Solution space structure of random constraint satisfaction problems with growing domains

TL;DR

This paper rigorously analyzes the solution space of the model RB constraint satisfaction problem with growing domains, revealing a clustering transition without condensation, differing from fixed-domain CSPs.

Contribution

It provides the first rigorous proof of the clustering structure in model RB with growing domains, confirming non-rigorous spin glass predictions.

Findings

Solutions form exponential clusters near the satisfiability threshold

No condensation transition occurs in the solution space

Results differ from fixed-domain CSPs like K-SAT and graph coloring

Abstract

In this paper we study the solution space structure of model RB, a standard prototype of Constraint Satisfaction Problem (CSPs) with growing domains. Using rigorous the first and the second moment method, we show that in the solvable phase close to the satisfiability transition, solutions are clustered into exponential number of well-separated clusters, with each cluster contains sub-exponential number of solutions. As a consequence, the system has a clustering (dynamical) transition but no condensation transition.
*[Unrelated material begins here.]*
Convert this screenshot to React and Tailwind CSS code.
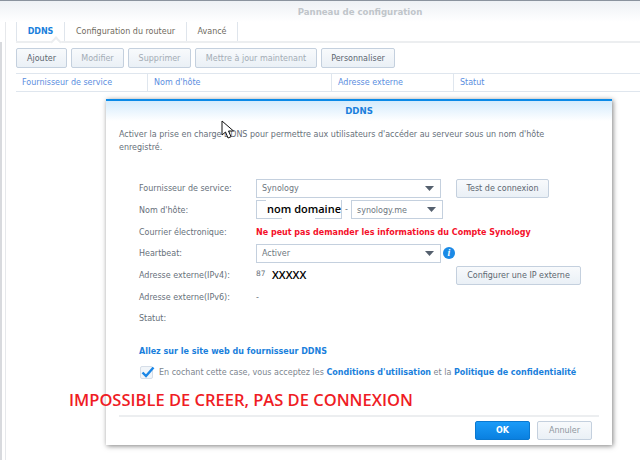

This picture of phase diagram is different from other classic random CSPs with fixed domain size, such as random K-Satisfiability (K-SAT) and graph coloring problems, where condensation transition exists and is distinct from satisfiability transition. Our result verifies the non-rigorous results obtained using cavity method from spin glass theory, and sheds light on the structures of solution spaces of problems with a large number of states.